5. Build Your Fund in Stages (So You Don’t Quit)

Breaking the goal into milestones keeps things achievable:

  • Stage 1: $500
  • Stage 2: $1,000
  • Stage 3: One month of expenses
  • Stage 4: Three to six months

6. Use “No-Spend Days” Weekly

No-spend days reset bad habits and boost momentum.
Try 1–3 per week for quick wins.

7. Save Unexpected Money Automatically

Whenever you get surprise cash, like a refund or a rebate, put at least 50% into your emergency fund. This builds savings painlessly.

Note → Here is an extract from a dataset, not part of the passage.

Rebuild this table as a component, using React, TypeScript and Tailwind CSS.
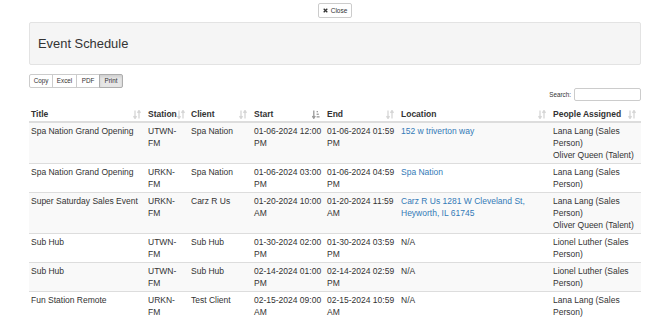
import { FC } from 'react';

type Row = {
  title: string;
  station: string;
  client: string;
  start: string;
  end: string;
  location: string;
  link: boolean;
  people: string[];
}

const rows: Row[] = [
  { title: 'Spa Nation Grand Opening', station: 'UTWN-FM', client: 'Spa Nation', start: '01-06-2024 12:00 PM', end: '01-06-2024 01:59 PM', location: '152 w triverton way', link: true, people: ['Lana Lang (Sales Person)', 'Oliver Queen (Talent)'] },
  { title: 'Spa Nation Grand Opening', station: 'URKN-FM', client: 'Spa Nation', start: '01-06-2024 03:00 PM', end: '01-06-2024 04:59 PM', location: 'Spa Nation', link: true, people: ['Lana Lang (Sales Person)'] },
  { title: 'Super Saturday Sales Event', station: 'URKN-FM', client: 'Carz R Us', start: '01-20-2024 10:00 AM', end: '01-20-2024 11:59 AM', location: 'Carz R Us 1281 W Cleveland St, Heyworth, IL 61745', link: true, people: ['Lana Lang (Sales Person)', 'Oliver Queen (Talent)'] },
  { title: 'Sub Hub', station: 'UTWN-FM', client: 'Sub Hub', start: '01-30-2024 02:00 PM', end: '01-30-2024 03:59 PM', location: 'N/A', link: false, people: ['Lionel Luther (Sales Person)'] },
  { title: 'Sub Hub', station: 'UTWN-FM', client: 'Sub Hub', start: '02-14-2024 01:00 PM', end: '02-14-2024 02:59 PM', location: 'N/A', link: false, people: ['Lionel Luther (Sales Person)'] },
  { title: 'Fun Station Remote', station: 'URKN-FM', client: 'Test Client', start: '02-15-2024 09:00 AM', end: '02-15-2024 10:59 AM', location: 'N/A', link: false, people: ['Lana Lang (Sales Person)'] },
];

const columns = ['Title', 'Station', 'Client', 'Start', 'End', 'Location', 'People Assigned'];
const widths = ['w-[117px]', 'w-[43px]', 'w-[63px]', 'w-[73px]', 'w-[74px]', 'w-[152px]', 'w-[90px]'];

// two little arrows, the datatables sort glyph
const SortIcon: FC<{ active?: boolean }> = ({ active }) => {
  if (active) {
    return (
      <svg width="8" height="9" viewBox="0 0 8 9" className="shrink-0 text-[#9a9a9a]">
        <path d="M1.8 0.5V7.5M0.3 6L1.8 8.3L3.3 6" stroke="currentColor" strokeWidth="1.3" fill="none" />
        <rect x="4.6" y="1" width="1.4" height="1.3" fill="currentColor" />
        <rect x="4.6" y="3.6" width="2.2" height="1.3" fill="currentColor" />
        <rect x="4.6" y="6.2" width="3" height="1.3" fill="currentColor" />
      </svg>
    );
  }
  return (
    <svg width="8" height="9" viewBox="0 0 8 9" className="shrink-0 text-[#d6d6d6]">
      <path d="M2 0.5V7.8M0.5 6.2L2 8.5L3.5 6.2" stroke="currentColor" strokeWidth="1.3" fill="none" />
      <path d="M6 8.5V1.2M4.5 2.8L6 0.5L7.5 2.8" stroke="currentColor" strokeWidth="1.3" fill="none" />
    </svg>
  );
}

const App: FC = () => {
  return (
    <div className="min-h-[320px] bg-white px-[29px] text-[#333] [font-family:'Liberation_Sans',Arial,sans-serif]">
      <div className="flex justify-center pt-[3px]">
        <button className="flex h-[15px] w-[34px] items-center justify-center gap-[3px] rounded-[2px] border border-[#ccc] bg-white text-[6.5px] text-[#333]">
          <svg width="5" height="5" viewBox="0 0 5 5">
            <path d="M0.7 0.7L4.3 4.3M4.3 0.7L0.7 4.3" stroke="#333" strokeWidth="1.3" />
          </svg>
          Close
        </button>
      </div>

      <div className="mt-[4px] flex h-[43px] items-center rounded-[2px] border border-[#e3e3e3] bg-[#f5f5f5] pl-[8px] pt-[2px]">
        <h2 className="text-[12.9px] leading-none text-[#333]">Event Schedule</h2>
      </div>

      <div className="mt-[9px] flex h-[14px] text-[6.3px]">
        <button className="w-[24px] rounded-l-[2px] border border-[#ccc] bg-white">Copy</button>
        <button className="-ml-px w-[25px] border border-[#ccc] bg-white">Excel</button>
        <button className="-ml-px w-[24px] border border-[#ccc] bg-white">PDF</button>
        <button className="-ml-px w-[24px] rounded-r-[2px] border border-[#adadad] bg-[#e6e6e6] shadow-[inset_0_2px_3px_rgba(0,0,0,0.1)]">Print</button>
      </div>

      <div className="flex items-center justify-end gap-[3px] text-[6.3px]">
        <span>Search:</span>
        <input className="h-[13px] w-[67px] rounded-[2px] border border-[#ccc] bg-white" />
      </div>

      <table className="mt-[5px] w-[612px] table-fixed border-collapse text-[8.5px] leading-[12px]">
        <colgroup>
          {widths.map((w) => (
            <col key={w} className={w} />
          ))}
        </colgroup>
        <thead>
          <tr className="border-b-2 border-[#ddd]">
            {columns.map((c) => (
              <th key={c} className="px-[2px] pb-[1px] pt-[2px] text-left font-bold">
                <div className="flex items-center justify-between pr-[3px]">
                  <span>{c}</span>
                  <SortIcon active={c === 'Start'} />
                </div>
              </th>
            ))}
          </tr>
        </thead>
        <tbody>
          {rows.map((r, i) => (
            <tr key={i} className={`border-t border-[#ddd] align-top ${i % 2 === 0 ? 'bg-[#f9f9f9]' : 'bg-white'}`}>
              <td className="px-[2px] py-[2px]">{r.title}</td>
              <td className="px-[2px] py-[2px]">{r.station}</td>
              <td className="px-[2px] py-[2px]">{r.client}</td>
              <td className="px-[2px] py-[2px]">{r.start}</td>
              <td className="px-[2px] py-[2px]">{r.end}</td>
              <td className="px-[2px] py-[2px]">
                {r.link ? <a className="text-[#337ab7]">{r.location}</a> : r.location}
              </td>
              <td className="px-[2px] py-[2px]">
                {r.people.map((p) => (
                  <div key={p}>{p}</div>
                ))}
              </td>
            </tr>
          ))}
        </tbody>
      </table>
    </div>
  )
}

export default App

8. Reduce Debt to Free Up Cash Flow

Lower debt = more money for savings.
I go deeper on this in How to Budget in Your 20s Canada, especially if you’re just getting started.


wealth growth 2026

How Long Does It Take to Build an Emergency Fund in Canada?

Here’s a realistic timeline:

  • $1,000 → 1–3 months
  • 1 month of expenses → 3–6 months
  • 3 months of expenses → 6–18 months

Consistency beats speed. Even slow progress compounds.


Mistakes to Avoid When Building an Emergency Fund

  • Keeping savings in a chequing account
  • Investing ALL your emergency money
  • Using credit cards as your backup plan
  • Not automating savings
  • Saving whatever is “left over” instead of paying yourself first

Final Thoughts

The best ways to build an emergency fund in Canada 2025 all come down to three things: simplicity, consistency, and automation. Start with $500, set up weekly transfers, and build your safety net piece by piece. Your future self will thank you for it.

Start today. Open your emergency fund account, automate one small transfer, and give yourself the financial peace every Canadian deserves.


FAQ Emergency Funds in Canada (2025)

How much should a Canadian emergency fund be?

Between $1,000 and six months of essential expenses, depending on your situation.

Where should I keep my emergency fund?

A high-interest savings account (HISA) is best for most Canadians.

Should my emergency fund be in a TFSA?

It can be, but avoid locking the money in long-term investments.

How long does it take to save an emergency fund?

Anywhere from 1–18 months depending on income, expenses, and consistency.